In the novelette "Imre: A Memorandum", by the present writer, a homosexual romance that has something of a military atmosphere—the hero of the little tale being a young Hungarian officer who is an inborn Uranian—there occur several references to the struggles of a soldier nature, unclear as to just what may be the troublous sexual quality of its regard for other comrades-in-arms, dreading detection of the mysterious feeling, hiding all its promptings day by day in regimental life; and finally tormented by an almost insupportable struggle with a passion for a brother-officer who never suspects the character of the younger man's regard for him. Hourly terror lest his homosexuality should be guessed, makes Lieutenant Imre von N— seem unemotional, reserved and unappreciative.
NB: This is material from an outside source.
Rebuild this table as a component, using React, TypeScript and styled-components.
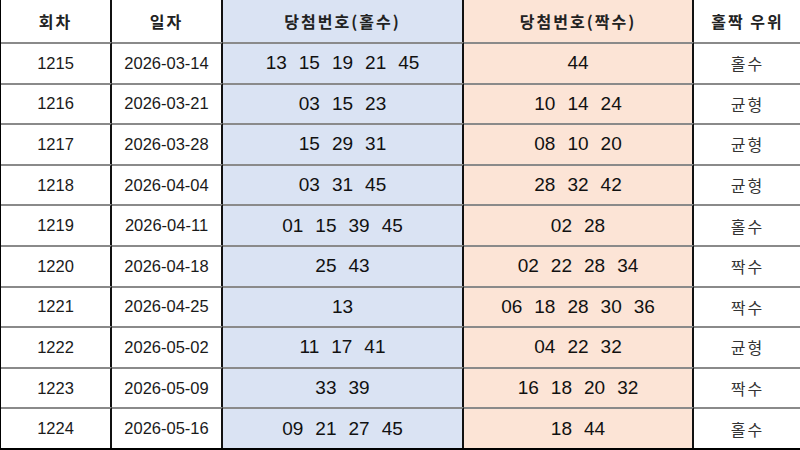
import React from "react";
import styled, { createGlobalStyle } from "styled-components";

const Global = createGlobalStyle`
  html, body { margin: 0; padding: 0; background: #ffffff; }
  * { box-sizing: border-box; }
`;

type Kind = "plain" | "odd" | "even";

const bg: Record<Kind, string> = {
  plain: "#ffffff",
  odd: "#dae3f3",
  even: "#fce4d6",
};

const Table = styled.div`
  width: 800px;
  height: 450px;
  display: grid;
  grid-template-columns: 111px 111px 241px 230px 107px;
  grid-template-rows: 42px repeat(10, 1fr);
  border-left: 1px solid #000;
  border-bottom: 2px solid #000;
  overflow: hidden;
`;

const Cell = styled.div<{ $kind: Kind; $last?: boolean; $head?: boolean }>`
  display: flex;
  align-items: center;
  justify-content: center;
  background: ${(p) => bg[p.$kind]};
  border-right: ${(p) => (p.$last ? "none" : "2px solid #111")};
  border-top: ${(p) => (p.$head ? "none" : "2px solid #8a8a8a")};
  color: #111;
`;

const HeadText = styled.span`
  font-family: "Noto Sans CJK KR", "Liberation Sans", sans-serif;
  font-weight: 700;
  font-size: 16px;
  letter-spacing: 2px;
  color: #222;
`;

const Plain = styled.span`
  font-family: "Liberation Sans", Arial, sans-serif;
  font-size: 16.5px;
  color: #1a1a1a;
`;

const Numbers = styled.div`
  display: flex;
  gap: 12px;
  font-family: "Liberation Sans", Arial, sans-serif;
  font-size: 19px;
  color: #111;
`;

const Verdict = styled.span`
  font-family: "Noto Sans CJK KR", sans-serif;
  font-size: 16px;
  letter-spacing: 2px;
  font-weight: 400;
  color: #333;
`;

const rows: [string, string, string[], string[], string][] = [
  ["1215", "2026-03-14", ["13", "15", "19", "21", "45"], ["44"], "홀수"],
  ["1216", "2026-03-21", ["03", "15", "23"], ["10", "14", "24"], "균형"],
  ["1217", "2026-03-28", ["15", "29", "31"], ["08", "10", "20"], "균형"],
  ["1218", "2026-04-04", ["03", "31", "45"], ["28", "32", "42"], "균형"],
  ["1219", "2026-04-11", ["01", "15", "39", "45"], ["02", "28"], "홀수"],
  ["1220", "2026-04-18", ["25", "43"], ["02", "22", "28", "34"], "짝수"],
  ["1221", "2026-04-25", ["13"], ["06", "18", "28", "30", "36"], "짝수"],
  ["1222", "2026-05-02", ["11", "17", "41"], ["04", "22", "32"], "균형"],
  ["1223", "2026-05-09", ["33", "39"], ["16", "18", "20", "32"], "짝수"],
  ["1224", "2026-05-16", ["09", "21", "27", "45"], ["18", "44"], "홀수"],
];

const NumList = ({ items }: { items: string[] }) => (
  <Numbers>
    {items.map((n, i) => (
      <span key={i}>{n}</span>
    ))}
  </Numbers>
);

export default function App() {
  return (
    <>
      <Global />
      <Table>
        <Cell $kind="plain" $head>
          <HeadText>회차</HeadText>
        </Cell>
        <Cell $kind="plain" $head>
          <HeadText>일자</HeadText>
        </Cell>
        <Cell $kind="odd" $head>
          <HeadText>당첨번호(홀수)</HeadText>
        </Cell>
        <Cell $kind="even" $head>
          <HeadText>당첨번호(짝수)</HeadText>
        </Cell>
        <Cell $kind="plain" $head $last>
          <HeadText>홀짝 우위</HeadText>
        </Cell>
        {rows.map(([no, date, odd, even, verdict]) => (
          <React.Fragment key={no}>
            <Cell $kind="plain">
              <Plain>{no}</Plain>
            </Cell>
            <Cell $kind="plain">
              <Plain>{date}</Plain>
            </Cell>
            <Cell $kind="odd">
              <NumList items={odd} />
            </Cell>
            <Cell $kind="even">
              <NumList items={even} />
            </Cell>
            <Cell $kind="plain" $last>
              <Verdict>{verdict}</Verdict>
            </Cell>
          </React.Fragment>
        ))}
      </Table>
    </>
  );
}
The following passage is near the close of the story, where is reviewed Lieutenant Imre's difficult social policy toward warm friendships:

"Twice Imre had been on the point of suicide. And though there had been experiences in the Military Academy, and certain much later ones, to teach him that he was not unique in Austria-Hungary, or elsewhere in the world, still Imre unluckily had got from them (as is too often the hap of the Uranian) chiefly the sense of how widely despised, mocked, and loathed is the Uranian Race. Also how sordid and debasing are the average associations of the homosexual kind; how likely to be wanting in idealism, in exclusiveness, in those pure and manly influences which ought to be bound up in them and to radiate from them! He had grown to have a horror of similisexual types, of all contacts with them.